Write out each line exactly as given. Leave the pictures out of your copy.

* Material provided:
:::

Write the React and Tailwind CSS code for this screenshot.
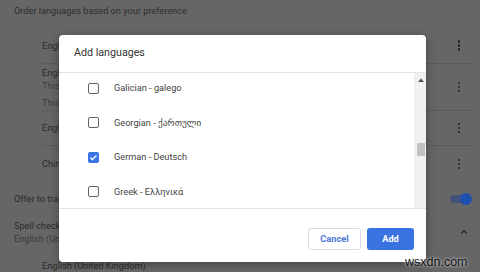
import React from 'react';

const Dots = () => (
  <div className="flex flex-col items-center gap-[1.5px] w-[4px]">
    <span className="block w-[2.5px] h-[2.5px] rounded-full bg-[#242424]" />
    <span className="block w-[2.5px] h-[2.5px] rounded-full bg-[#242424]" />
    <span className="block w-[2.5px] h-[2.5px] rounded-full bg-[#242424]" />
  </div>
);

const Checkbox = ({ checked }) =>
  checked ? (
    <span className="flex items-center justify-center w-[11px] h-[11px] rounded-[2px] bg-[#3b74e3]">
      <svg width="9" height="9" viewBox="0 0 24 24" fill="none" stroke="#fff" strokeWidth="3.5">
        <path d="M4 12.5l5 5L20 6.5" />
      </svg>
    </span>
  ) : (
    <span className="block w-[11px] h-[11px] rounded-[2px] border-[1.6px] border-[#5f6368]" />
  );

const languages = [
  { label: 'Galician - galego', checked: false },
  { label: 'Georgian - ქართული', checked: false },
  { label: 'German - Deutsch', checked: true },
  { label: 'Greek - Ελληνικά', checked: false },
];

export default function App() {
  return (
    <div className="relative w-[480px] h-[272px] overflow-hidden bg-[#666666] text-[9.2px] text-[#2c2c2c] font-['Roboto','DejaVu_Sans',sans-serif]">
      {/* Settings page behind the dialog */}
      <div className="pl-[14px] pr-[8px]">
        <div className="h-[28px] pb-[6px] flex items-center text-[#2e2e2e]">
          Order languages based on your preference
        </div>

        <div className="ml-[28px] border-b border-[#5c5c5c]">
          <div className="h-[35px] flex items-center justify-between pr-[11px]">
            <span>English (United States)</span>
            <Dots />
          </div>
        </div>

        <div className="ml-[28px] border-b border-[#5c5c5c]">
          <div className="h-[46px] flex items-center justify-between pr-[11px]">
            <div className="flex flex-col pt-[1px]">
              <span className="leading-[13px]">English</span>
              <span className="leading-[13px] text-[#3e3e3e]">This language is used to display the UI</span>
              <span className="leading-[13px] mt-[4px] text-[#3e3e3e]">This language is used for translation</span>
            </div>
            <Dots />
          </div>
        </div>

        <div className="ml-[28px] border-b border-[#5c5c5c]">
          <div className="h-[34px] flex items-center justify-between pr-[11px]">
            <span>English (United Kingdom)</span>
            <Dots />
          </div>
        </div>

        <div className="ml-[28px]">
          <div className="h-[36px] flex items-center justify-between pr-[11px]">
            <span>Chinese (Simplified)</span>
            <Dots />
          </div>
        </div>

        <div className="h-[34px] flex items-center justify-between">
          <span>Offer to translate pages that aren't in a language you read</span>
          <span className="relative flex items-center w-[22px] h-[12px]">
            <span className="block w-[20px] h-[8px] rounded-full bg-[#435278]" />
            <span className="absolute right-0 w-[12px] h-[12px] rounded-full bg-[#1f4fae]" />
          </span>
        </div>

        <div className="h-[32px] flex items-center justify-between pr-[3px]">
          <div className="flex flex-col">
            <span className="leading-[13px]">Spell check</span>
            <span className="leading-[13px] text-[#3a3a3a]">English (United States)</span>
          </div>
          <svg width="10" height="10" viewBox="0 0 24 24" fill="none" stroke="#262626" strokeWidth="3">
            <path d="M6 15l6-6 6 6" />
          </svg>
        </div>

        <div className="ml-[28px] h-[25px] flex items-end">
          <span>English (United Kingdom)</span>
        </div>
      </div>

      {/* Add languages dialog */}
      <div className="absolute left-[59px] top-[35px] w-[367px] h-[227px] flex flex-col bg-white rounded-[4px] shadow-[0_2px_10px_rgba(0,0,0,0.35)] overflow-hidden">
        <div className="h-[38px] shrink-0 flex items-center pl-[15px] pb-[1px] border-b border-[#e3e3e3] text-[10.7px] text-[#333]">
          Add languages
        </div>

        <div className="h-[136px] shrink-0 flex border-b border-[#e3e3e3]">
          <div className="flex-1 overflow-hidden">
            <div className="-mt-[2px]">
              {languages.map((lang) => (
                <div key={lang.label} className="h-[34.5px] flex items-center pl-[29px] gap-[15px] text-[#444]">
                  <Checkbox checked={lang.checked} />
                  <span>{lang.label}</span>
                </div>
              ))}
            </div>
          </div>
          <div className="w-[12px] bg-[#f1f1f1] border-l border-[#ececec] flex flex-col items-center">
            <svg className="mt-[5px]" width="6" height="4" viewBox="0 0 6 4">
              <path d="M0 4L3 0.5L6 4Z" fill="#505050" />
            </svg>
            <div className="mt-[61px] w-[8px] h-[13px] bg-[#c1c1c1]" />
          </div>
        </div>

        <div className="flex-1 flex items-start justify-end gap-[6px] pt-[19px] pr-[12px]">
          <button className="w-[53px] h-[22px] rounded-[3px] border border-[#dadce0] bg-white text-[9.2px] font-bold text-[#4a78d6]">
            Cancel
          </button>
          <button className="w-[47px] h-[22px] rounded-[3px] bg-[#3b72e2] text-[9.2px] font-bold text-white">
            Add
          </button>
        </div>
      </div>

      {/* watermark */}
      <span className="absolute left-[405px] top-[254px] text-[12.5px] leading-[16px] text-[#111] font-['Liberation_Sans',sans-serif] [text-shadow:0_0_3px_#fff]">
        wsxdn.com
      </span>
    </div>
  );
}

:::

* Exercise solution:
Write the React and Tailwind CSS code for this screenshot.
import React from 'react';

const Dots = () => (
  <div className="flex flex-col items-center gap-[1.5px] w-[4px]">
    <span className="block w-[2.5px] h-[2.5px] rounded-full bg-[#242424]" />
    <span className="block w-[2.5px] h-[2.5px] rounded-full bg-[#242424]" />
    <span className="block w-[2.5px] h-[2.5px] rounded-full bg-[#242424]" />
  </div>
);

const Checkbox = ({ checked }) =>
  checked ? (
    <span className="flex items-center justify-center w-[11px] h-[11px] rounded-[2px] bg-[#3b74e3]">
      <svg width="9" height="9" viewBox="0 0 24 24" fill="none" stroke="#fff" strokeWidth="3.5">
        <path d="M4 12.5l5 5L20 6.5" />
      </svg>
    </span>
  ) : (
    <span className="block w-[11px] h-[11px] rounded-[2px] border-[1.6px] border-[#5f6368]" />
  );

const languages = [
  { label: 'Galician - galego', checked: false },
  { label: 'Georgian - ქართული', checked: false },
  { label: 'German - Deutsch', checked: true },
  { label: 'Greek - Ελληνικά', checked: false },
];

export default function App() {
  return (
    <div className="relative w-[480px] h-[272px] overflow-hidden bg-[#666666] text-[9.2px] text-[#2c2c2c] font-['Roboto','DejaVu_Sans',sans-serif]">
      {/* Settings page behind the dialog */}
      <div className="pl-[14px] pr-[8px]">
        <div className="h-[28px] pb-[6px] flex items-center text-[#2e2e2e]">
          Order languages based on your preference
        </div>

        <div className="ml-[28px] border-b border-[#5c5c5c]">
          <div className="h-[35px] flex items-center justify-between pr-[11px]">
            <span>English (United States)</span>
            <Dots />
          </div>
        </div>

        <div className="ml-[28px] border-b border-[#5c5c5c]">
          <div className="h-[46px] flex items-center justify-between pr-[11px]">
            <div className="flex flex-col pt-[1px]">
              <span className="leading-[13px]">English</span>
              <span className="leading-[13px] text-[#3e3e3e]">This language is used to display the UI</span>
              <span className="leading-[13px] mt-[4px] text-[#3e3e3e]">This language is used for translation</span>
            </div>
            <Dots />
          </div>
        </div>

        <div className="ml-[28px] border-b border-[#5c5c5c]">
          <div className="h-[34px] flex items-center justify-between pr-[11px]">
            <span>English (United Kingdom)</span>
            <Dots />
          </div>
        </div>

        <div className="ml-[28px]">
          <div className="h-[36px] flex items-center justify-between pr-[11px]">
            <span>Chinese (Simplified)</span>
            <Dots />
          </div>
        </div>

        <div className="h-[34px] flex items-center justify-between">
          <span>Offer to translate pages that aren't in a language you read</span>
          <span className="relative flex items-center w-[22px] h-[12px]">
            <span className="block w-[20px] h-[8px] rounded-full bg-[#435278]" />
            <span className="absolute right-0 w-[12px] h-[12px] rounded-full bg-[#1f4fae]" />
          </span>
        </div>

        <div className="h-[32px] flex items-center justify-between pr-[3px]">
          <div className="flex flex-col">
            <span className="leading-[13px]">Spell check</span>
            <span className="leading-[13px] text-[#3a3a3a]">English (United States)</span>
          </div>
          <svg width="10" height="10" viewBox="0 0 24 24" fill="none" stroke="#262626" strokeWidth="3">
            <path d="M6 15l6-6 6 6" />
          </svg>
        </div>

        <div className="ml-[28px] h-[25px] flex items-end">
          <span>English (United Kingdom)</span>
        </div>
      </div>

      {/* Add languages dialog */}
      <div className="absolute left-[59px] top-[35px] w-[367px] h-[227px] flex flex-col bg-white rounded-[4px] shadow-[0_2px_10px_rgba(0,0,0,0.35)] overflow-hidden">
        <div className="h-[38px] shrink-0 flex items-center pl-[15px] pb-[1px] border-b border-[#e3e3e3] text-[10.7px] text-[#333]">
          Add languages
        </div>

        <div className="h-[136px] shrink-0 flex border-b border-[#e3e3e3]">
          <div className="flex-1 overflow-hidden">
            <div className="-mt-[2px]">
              {languages.map((lang) => (
                <div key={lang.label} className="h-[34.5px] flex items-center pl-[29px] gap-[15px] text-[#444]">
                  <Checkbox checked={lang.checked} />
                  <span>{lang.label}</span>
                </div>
              ))}
            </div>
          </div>
          <div className="w-[12px] bg-[#f1f1f1] border-l border-[#ececec] flex flex-col items-center">
            <svg className="mt-[5px]" width="6" height="4" viewBox="0 0 6 4">
              <path d="M0 4L3 0.5L6 4Z" fill="#505050" />
            </svg>
            <div className="mt-[61px] w-[8px] h-[13px] bg-[#c1c1c1]" />
          </div>
        </div>

        <div className="flex-1 flex items-start justify-end gap-[6px] pt-[19px] pr-[12px]">
          <button className="w-[53px] h-[22px] rounded-[3px] border border-[#dadce0] bg-white text-[9.2px] font-bold text-[#4a78d6]">
            Cancel
          </button>
          <button className="w-[47px] h-[22px] rounded-[3px] bg-[#3b72e2] text-[9.2px] font-bold text-white">
            Add
          </button>
        </div>
      </div>

      {/* watermark */}
      <span className="absolute left-[405px] top-[254px] text-[12.5px] leading-[16px] text-[#111] font-['Liberation_Sans',sans-serif] [text-shadow:0_0_3px_#fff]">
        wsxdn.com
      </span>
    </div>
  );
}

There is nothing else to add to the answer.